Consider the double integral $$ I=\iint\limits_{\mathcal D} \sqrt{4-x^2-y^2}\mathrm{d}A $$ where $\mathcal D=\{(x,Y): x^2 + y^2 \leq 4\}$ is the disc on the $xy$ plane (source)
A.) Use polar coordinates to evaluate the double integral $I$
B.) Give an interpretation of the integral $I$ as the volume of a region $\mathcal R$ in ($x$, $y$, $z$)-space. Hence write $I$ as a triple integral over $\mathcal R$ in cylindrical polar coordinates.
For A, I changed the integral to $$ \int_0^{2\pi}\int_0^2 r\sqrt{4-r^2}\mathrm{d}r\mathrm{d}\theta $$ This eventually led me to get $\displaystyle{\int_0^{2\pi}\frac83 \mathrm{d}\theta}=\frac{16\pi}{3}$. I'm not completely sure about the integral limits I used.

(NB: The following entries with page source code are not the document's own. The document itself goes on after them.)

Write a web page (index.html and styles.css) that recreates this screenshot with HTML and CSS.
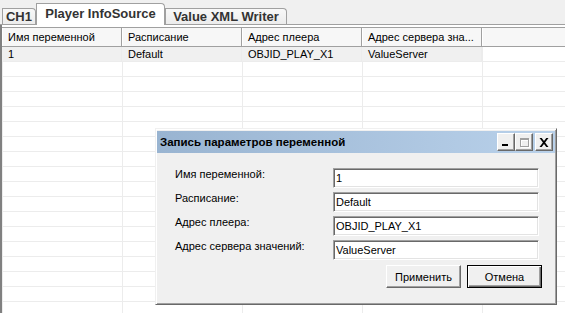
FILE: index.html
```html
<!DOCTYPE html>
<html lang="ru">
<head>
    <meta charset="UTF-8">
    <title>Player InfoSource</title>
    <link rel="stylesheet" href="styles.css">
</head>
<body>
    <div class="tabs">
        <div class="tab tab-ch1">CH1</div>
        <div class="tab active">Player InfoSource</div>
        <div class="tab tab-xml">Value XML Writer</div>
    </div>

    <div class="page">
        <div class="list">
            <div class="list-head">
                <div class="col">Имя переменной</div>
                <div class="col">Расписание</div>
                <div class="col">Адрес плеера</div>
                <div class="col">Адрес сервера зна...</div>
                <div class="col col-rest"></div>
            </div>
            <div class="list-body">
                <div class="row">
                    <div class="cell">1</div>
                    <div class="cell">Default</div>
                    <div class="cell">OBJID_PLAY_X1</div>
                    <div class="cell">ValueServer</div>
                </div>
            </div>
        </div>
    </div>

    <!-- окно редактирования поверх списка -->
    <div class="dialog">
        <div class="titlebar">
            <span class="title">Запись параметров переменной</span>
            <div class="tb">
                <svg width="10" height="10" viewBox="0 0 10 10"><rect x="1" y="7" width="6" height="2" fill="#000"/></svg>
            </div>
            <div class="tb">
                <svg width="11" height="11" viewBox="0 0 11 11">
                    <path d="M2 2h9v9h-9z M3 4h7v6h-7z" fill="#fff" fill-rule="evenodd"/>
                    <path d="M1 1h9v9h-9z M2 3h7v6h-7z" fill="#a0a0a0" fill-rule="evenodd"/>
                </svg>
            </div>
            <div class="tb tb-close">
                <svg width="10" height="9" viewBox="0 0 10 9"><path d="M0.5 0h2.2l2.3 2.9 2.3-2.9h2.2l-3.4 4.5 3.4 4.5h-2.2l-2.3-2.9-2.3 2.9h-2.2l3.4-4.5z" fill="#000"/></svg>
            </div>
        </div>

        <div class="form">
            <label class="label">Имя переменной:</label>
            <input class="field" type="text" value="1" readonly>

            <label class="label">Расписание:</label>
            <input class="field" type="text" value="Default" readonly>

            <label class="label">Адрес плеера:</label>
            <input class="field" type="text" value="OBJID_PLAY_X1" readonly>

            <label class="label">Адрес сервера значений:</label>
            <input class="field" type="text" value="ValueServer" readonly>

            <div class="actions">
                <button class="btn">Применить</button>
                <button class="btn btn-default">Отмена</button>
            </div>
        </div>
    </div>
</body>
</html>
```

FILE: styles.css
```css
body {
    margin: 0;
    width: 565px;
    height: 313px;
    overflow: hidden;
    position: relative;
    background: #fff;
    font-family: "Liberation Sans", Arial, sans-serif;
    font-size: 11px;
    color: #000;
}

/* вкладки */
.tabs {
    display: flex;
    align-items: flex-end;
    height: 24px;
    padding-left: 2px;
    background: #f0f0f0;
    border-bottom: 1px solid #a0a0a0;
}

.tab {
    box-sizing: border-box;
    height: 16px;
    border: 1px solid #a0a0a0;
    border-bottom: 0;
    border-top-right-radius: 4px;
    background: linear-gradient(#f8f8f8, #ececec);
    font-size: 13px;
    font-weight: bold;
    line-height: 15px;
    color: #333;
    text-align: center;
    white-space: nowrap;
}

.tab-ch1 {
    width: 34px;
}

.tab-xml {
    width: 122px;
}

.tab.active {
    width: 129px;
    height: 22px;
    margin-bottom: -1px;
    line-height: 20px;
    background: #fff;
}

/* список переменных */
.page {
    border-left: 2px solid #808080;
    padding-top: 2px;
}

.list {
    border-top: 1px solid #a0a0a0;
}

.list-head {
    display: flex;
    box-sizing: border-box;
    height: 19px;
    border-bottom: 1px solid #a0a0a0;
    background: #f7f7f7;
}

.col {
    box-sizing: border-box;
    width: 120px;
    padding-left: 5px;
    line-height: 18px;
    border-left: 1px solid #fff;
    border-right: 1px solid #a0a0a0;
    white-space: nowrap;
    overflow: hidden;
}

.col-rest {
    flex: 1;
    border-right: 0;
}

.list-body {
    height: 270px;
    background:
        linear-gradient(to right, #ececec 1px, transparent 1px) 120px 0 / 120px 100% repeat-x,
        linear-gradient(to bottom, transparent 14px, #ececec 14px) 0 0 / 100% 15px repeat-y;
}

.row {
    display: flex;
    height: 15px;
}

.cell {
    box-sizing: border-box;
    width: 120px;
    height: 14px;
    padding-left: 6px;
    line-height: 14px;
    background: #f0f0f0;
    border-right: 1px solid #ececec;
}

/* диалог */
.dialog {
    position: absolute;
    left: 155px;
    top: 128px;
    width: 402px;
    height: 177px;
    box-sizing: border-box;
    padding: 2px 1px 0 1px;
    background: #f0f0f0;
    border: 1px solid;
    border-color: #f0f0f0 #696969 #696969 #f0f0f0;
    box-shadow: inset 1px 1px #fff, inset -1px -1px #a0a0a0;
}

.titlebar {
    display: flex;
    align-items: center;
    height: 22px;
    padding: 0 2px 0 3px;
    background: linear-gradient(to right, #99b4d1, #b9d1ea);
}

.title {
    flex: 1;
    font-size: 11.5px;
    font-weight: bold;
}

.tb {
    box-sizing: border-box;
    width: 18px;
    height: 18px;
    display: flex;
    align-items: center;
    justify-content: center;
    background: #f0f0f0;
    border: 1px solid;
    border-color: #fff #696969 #696969 #fff;
    box-shadow: inset -1px -1px #a0a0a0;
}

.tb-close {
    margin-left: 2px;
}

.form {
    display: grid;
    grid-template-columns: 158px 206px;
    row-gap: 4px;
    padding: 15px 0 0 18px;
}

.label {
    line-height: 14px;
    margin-top: -1px;
    white-space: nowrap;
}

.field {
    box-sizing: border-box;
    width: 206px;
    height: 20px;
    margin: 0;
    padding: 0 2px;
    font-family: "Liberation Sans", Arial, sans-serif;
    font-size: 11px;
    color: #000;
    background: #fff;
    border: 1px solid;
    border-color: #a0a0a0 #fff #fff #a0a0a0;
    box-shadow: inset 1px 1px #696969, inset -1px -1px #e3e3e3;
    outline: none;
}

.actions {
    grid-column: 1 / -1;
    display: flex;
    justify-content: flex-end;
    gap: 6px;
    margin: 1px -3px 0 0;
}

.btn {
    box-sizing: border-box;
    width: 75px;
    height: 23px;
    margin: 0;
    padding: 0;
    font-family: "Liberation Sans", Arial, sans-serif;
    font-size: 11px;
    color: #000;
    background: #f0f0f0;
    border: 1px solid;
    border-color: #fff #696969 #696969 #fff;
    box-shadow: inset -1px -1px #a0a0a0;
}

.btn-default {
    border: 1px solid #000;
    box-shadow: inset 1px 1px #fff, inset -1px -1px #696969, inset -2px -2px #a0a0a0;
}
```
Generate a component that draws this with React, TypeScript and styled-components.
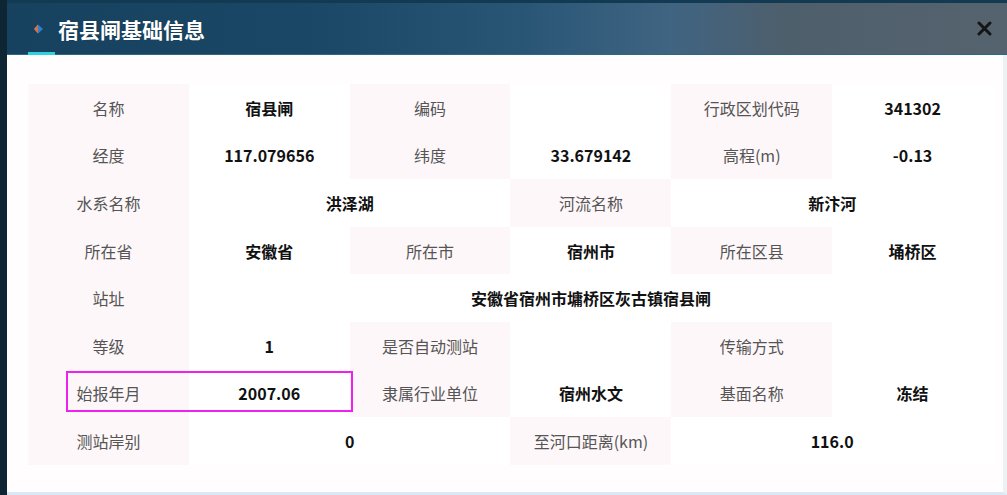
import React from "react";
import styled, { createGlobalStyle } from "styled-components";

const Global = createGlobalStyle`
  html, body { margin: 0; padding: 0; background: #ffffff; }
  body { font-family: "Noto Sans CJK SC", "Noto Sans", sans-serif; }
  * { box-sizing: border-box; }
`;

const Window = styled.div`
  width: 1007px;
  height: 495px;
  display: flex;
  flex-direction: column;
  border-left: 7px solid #0e2634;
  background: #ffffff;
  overflow: hidden;
`;

const Header = styled.div`
  position: relative;
  height: 55px;
  flex: none;
  display: flex;
  align-items: center;
  padding: 0 14px 0 24px;
  background: linear-gradient(90deg, #164260 0%, #1b4766 30%, #2a5676 52%, #3f6482 66%, #4e5f6c 78%, #55636e 100%);
  border-top: 3px solid #123a52;
  border-bottom: 1px solid #2a6a86;
`;

const Accent = styled.div`
  position: absolute;
  left: 21px;
  bottom: -1px;
  width: 27px;
  height: 3px;
  background: #2fd3e0;
`;

const Title = styled.h1`
  margin: 0 0 0 13px;
  font-size: 21px;
  font-weight: 700;
  color: #ffffff;
  flex: 1;
  text-shadow: 0 0 1px rgba(0, 0, 0, 0.4);
`;

const CloseButton = styled.button`
  border: none;
  background: none;
  padding: 0;
  width: 18px;
  height: 18px;
  display: flex;
  align-items: center;
  justify-content: center;
  cursor: pointer;
`;

const Body = styled.div`
  flex: 1;
  padding: 29px 14px 0 21px;
  background: #fffdfd;
  border-bottom: 3px solid #dbe9f6;
  border-right: 4px solid #eef1f4;
`;

const Table = styled.div`
  position: relative;
  display: grid;
  grid-template-columns: repeat(6, 1fr);
  grid-auto-rows: 47.6px;
  width: 965px;
`;

const Cell = styled.div<{ $span?: number; $label?: boolean }>`
  grid-column: span ${(p) => p.$span ?? 1};
  display: flex;
  align-items: center;
  justify-content: center;
  font-size: 16px;
  background: ${(p) => (p.$label ? "#fdf7f9" : "#ffffff")};
  color: ${(p) => (p.$label ? "#555555" : "#111111")};
  font-weight: ${(p) => (p.$label ? 400 : 700)};
`;

const Highlight = styled.div`
  position: absolute;
  left: 38px;
  top: 287px;
  width: 287px;
  height: 41px;
  border: 2px solid #ee22ee;
  pointer-events: none;
`;

const Dot = () => (
  <svg width="14" height="12" viewBox="0 0 14 12">
    <path d="M3 6 L7 1.5 L12 6 L7 10.5 Z" fill="#2f7fd0" />
    <path d="M3 6 L7 1.5 L7 10.5 Z" fill="#e0703a" />
  </svg>
);

type C = { t: string; l?: boolean; s?: number };
const rows: C[][] = [
  [{ t: "名称", l: true }, { t: "宿县闸" }, { t: "编码", l: true }, { t: "" }, { t: "行政区划代码", l: true }, { t: "341302" }],
  [{ t: "经度", l: true }, { t: "117.079656" }, { t: "纬度", l: true }, { t: "33.679142" }, { t: "高程(m)", l: true }, { t: "-0.13" }],
  [{ t: "水系名称", l: true }, { t: "洪泽湖", s: 2 }, { t: "河流名称", l: true }, { t: "新汴河", s: 2 }],
  [{ t: "所在省", l: true }, { t: "安徽省" }, { t: "所在市", l: true }, { t: "宿州市" }, { t: "所在区县", l: true }, { t: "埇桥区" }],
  [{ t: "站址", l: true }, { t: "安徽省宿州市墉桥区灰古镇宿县闸", s: 5 }],
  [{ t: "等级", l: true }, { t: "1" }, { t: "是否自动测站", l: true }, { t: "" }, { t: "传输方式", l: true }, { t: "" }],
  [{ t: "始报年月", l: true }, { t: "2007.06" }, { t: "隶属行业单位", l: true }, { t: "宿州水文" }, { t: "基面名称", l: true }, { t: "冻结" }],
  [{ t: "测站岸别", l: true }, { t: "0", s: 2 }, { t: "至河口距离(km)", l: true }, { t: "116.0", s: 2 }],
];

export default function App() {
  return (
    <>
      <Global />
      <Window>
        <Header>
          <Dot />
          <Title>宿县闸基础信息</Title>
          <CloseButton aria-label="关闭">
            <svg width="15" height="15" viewBox="0 0 15 15">
              <path d="M2 2 L13 13 M13 2 L2 13" stroke="#151515" strokeWidth="3" strokeLinecap="round" />
            </svg>
          </CloseButton>
          <Accent />
        </Header>
        <Body>
          <Table>
            {rows.map((r, i) =>
              r.map((c, j) => (
                <Cell key={`${i}-${j}`} $label={c.l} $span={c.s}>
                  {c.t}
                </Cell>
              ))
            )}
            <Highlight />
          </Table>
        </Body>
      </Window>
    </>
  );
}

For B, I rewrote the equation as $x^2 + y^2 + z^2 = a^2 = 4$ ($a=2$), and then solved normally using spherical polar coordinates. I got an answer of $\displaystyle{\frac{32\pi}{3}}$. But since the original equation only included the positive area of the sphere, should the volume be $\displaystyle{\frac{16\pi}{3}}$ instead?
a) You got \begin{align*} \iint_{\mathcal D} \sqrt{4-x^2-y^2}\ dA = \int_0^{2\pi}\int_0^{2}r\sqrt{4-r^2}\ drd\theta=\int_0^{2\pi}\frac{8}{3}\ d\theta=\frac{16}{3}\pi. \end{align*} and this is completely correct.
b) Now let $\mathcal R=\{(x,y,z) : x^2+y^2+z^2\leq 4, z\geq 0\}$, then \begin{align*} \iint_{\mathcal D} \sqrt{4-x^2-y^2}\ dA =\iint_{\mathcal R}\ dV=\operatorname{vol}(\mathcal R)=\frac 12\operatorname{vol}(B_2(\mathbf 0))= \frac{16}{3}\pi. \end{align*} Maybe you lost the condition $z\geq0$.